My siblings are my best friends. We have a blast, anytime, anywhere, no matter what. Just this past Saturday, Max and Emily came to my house at 1 in the morning, slept over and left at 9 the same morning….yet it was still a joyous, remembrance. We have something unique compared to other siblings. Don’t even try to explain to me that your sibs are as cool. They aren’t. It’s always amusing to be asked how and why we are so close and to be exalted as examples that others want their children’s relationship to resemble. They witness our closeness, our goofiness, trustfulness and support of one another and that hopeful envy runs through their veins. Not a day goes by that I don’t speak to one of my siblings and it’s extremely rare that a week goes by that I haven’t spoken to them all multiple times. We vent, growl, exclaim, yell and goof off at one another, and it all ends in tears of happiness. After this gloat, and some input from the younger sib Max, I will now start my post.
Nostalgic Thoughts
Stomping
Max and I were conversing about this exact topic one late evening, when Emily arrived home from an eventful Homecoming Dance. Immediately, and without pre explanation, we asked her, what does this remind you off…? All Max said was thump thump thump. Emily’s prompt response….WHEN MOM NEEDED US FOR SOMETHING OR IF DINNER WAS READY!!!! And she was one hundred percent accurate. In Otown, we lived at 475 Hiland Dr. The home of champions. It was an older house and not as spacious as the Land of Bugs’ abode. We don’t know when or how it happened, but as a calling, my mother would pound on the ground when she was above level, three times, with her right foot, and we would all rise from below and be at her side. Usually it was the dinner bell; at times it was because she needed all of us, and other times, it was done by my father, more sternly…because we were being too loud. But we all knew what it meant and we all missed it when we moved. Solution….we told mother, and she is now going to start stomping again. YES!!!!
Scurrying
The Otown home was also creaky. Floor boards made it impossible to sneak into the kitchen, or scare someone. But it had its advantages. If we were running, not in bed when we were supposed to, we would hear either an even thump, thump,thump, or a limping thumpidy thump, thumpidy thump. The former being my even legged mother, the latter being the not so even legged father, and we knew they were coming down stairs. The loyalty to each other vanished immediately. Last man for himself. We scurried to our rooms as fast as possible. Our outlines were left in smoke as we trampled one another to be in our required bed and not get caught disobeying, because remember, we are perfect, kind, obedient children.
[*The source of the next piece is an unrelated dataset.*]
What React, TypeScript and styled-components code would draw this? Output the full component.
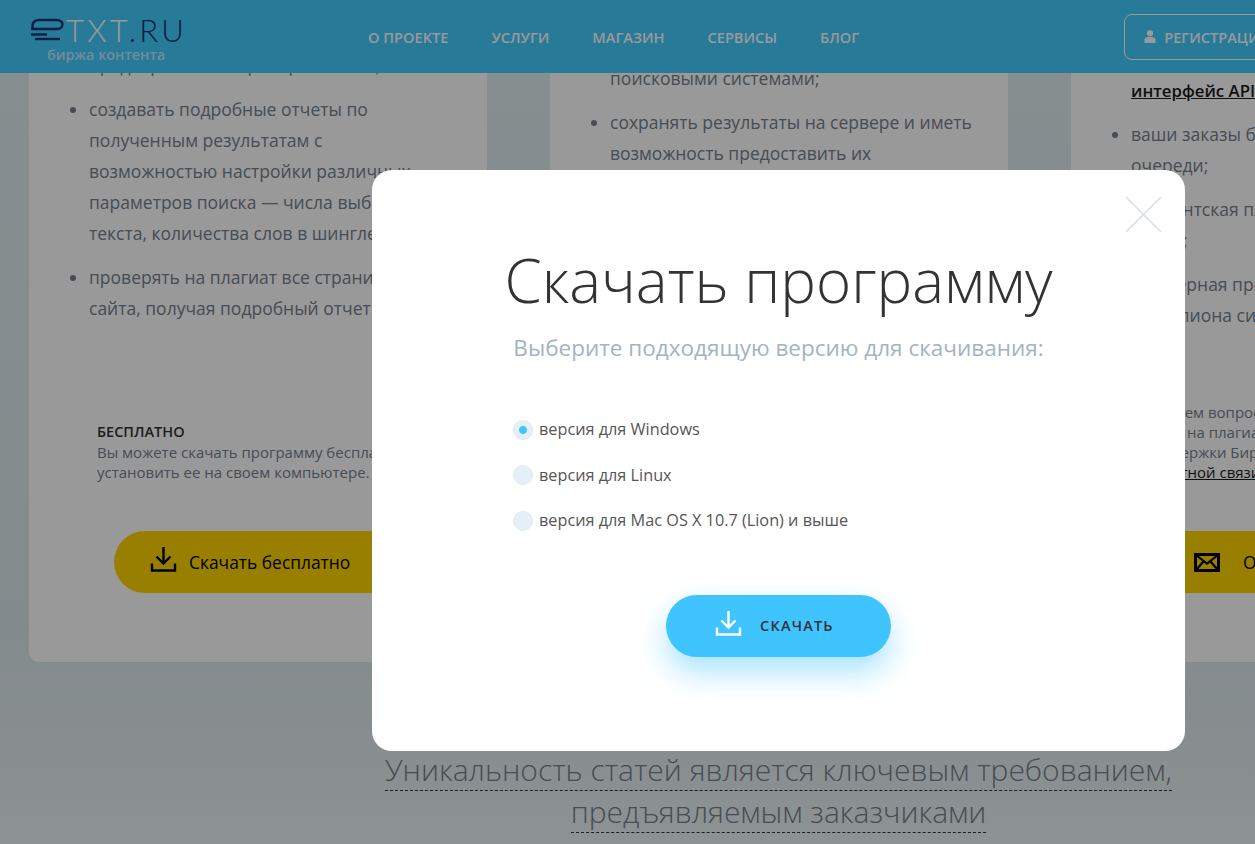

But things changed again when the Land of Bugs was our place of residence. We were older, didn’t have a bed time, and if we were up after we were suggested to go to bed, it was due to being studious and acing a midterm paper or test. Bleh, not as fun.
Don’t wake up Daddy
Do you remember this family board game? Well we didn’t have it. We made it life size. It often happened Sunday afternoons, as dad was taking a nap on the floor of the family room. I hated this game. With a passion. I would have rather consumed my time with playing Nintendo….and I hated Nintendo. But this game. Dad was sleeping…so we thought….and we would proceed to risk our life. I have no idea how I got pressured to join the other three insane George’s in playing this, but we would quietly prance around our sleeping father’s body, and see how close we could get to him without waking him….then BAM. He would wake, snatch one of us, and tickle our entire, stiff, yet squiggly bodies violently. It hurt, especially when the infamous scratchy goatee was included in the torture. Rashes were formed and he wouldn’t stop because we were laughing. “If you don’t like it, why are you laughing still?” Then we would do everything in our weak bodies, to hold in the laugh, he would let us go, and we again, would try to prance around his “sleeping” body. What in the hell were we thinking? How in the world was this game fun? But it all ended, when the head of the George family was taken away drastically. Bishop. Bleh. Sundays were no longer fun.
Clean up Game
Max and I didn’t talk about this last night, but previously we have and I thought, and still do think, we were genius. One Christmas, Santa brought noodles. Remember the swimming floatation devices? Well he brought those but they were all sorts of sizes, included connectors and were of various colors. You could build a plethora of gadgets, castles and even a helicopter with them. We used them for years! When I became of age to babysit, this is when I become a genius and knew my mothering skills were excellent. I would take one of these noodles, connect them to a sword like handle, and tell my three young naive blood relatives, that it was a vacuum and if this vacuum were to touch any toys that were on the floor, it would suck up the toy and never be seen again. Not only did the house get cleaned, I was perceived as a great babysitter because I got the house cleaned, but I also avoided cleaning at the same time. It was a game, I was in charge and the basement was cleaned in record time. The time arrived, when my second in command brother figured out my scheme. So instead of throwing the game in the trash, he joined in. Now we had two vacuums and two cleaners. And the cleaning proceeded to occur, all while avoiding actual cleaning. Right?! Motherly. Clever, productive, fun and twisted.
There are many more adventures of the Georges that occurred at 475 Hiland Dr. but those are to be saved for another time. Peace.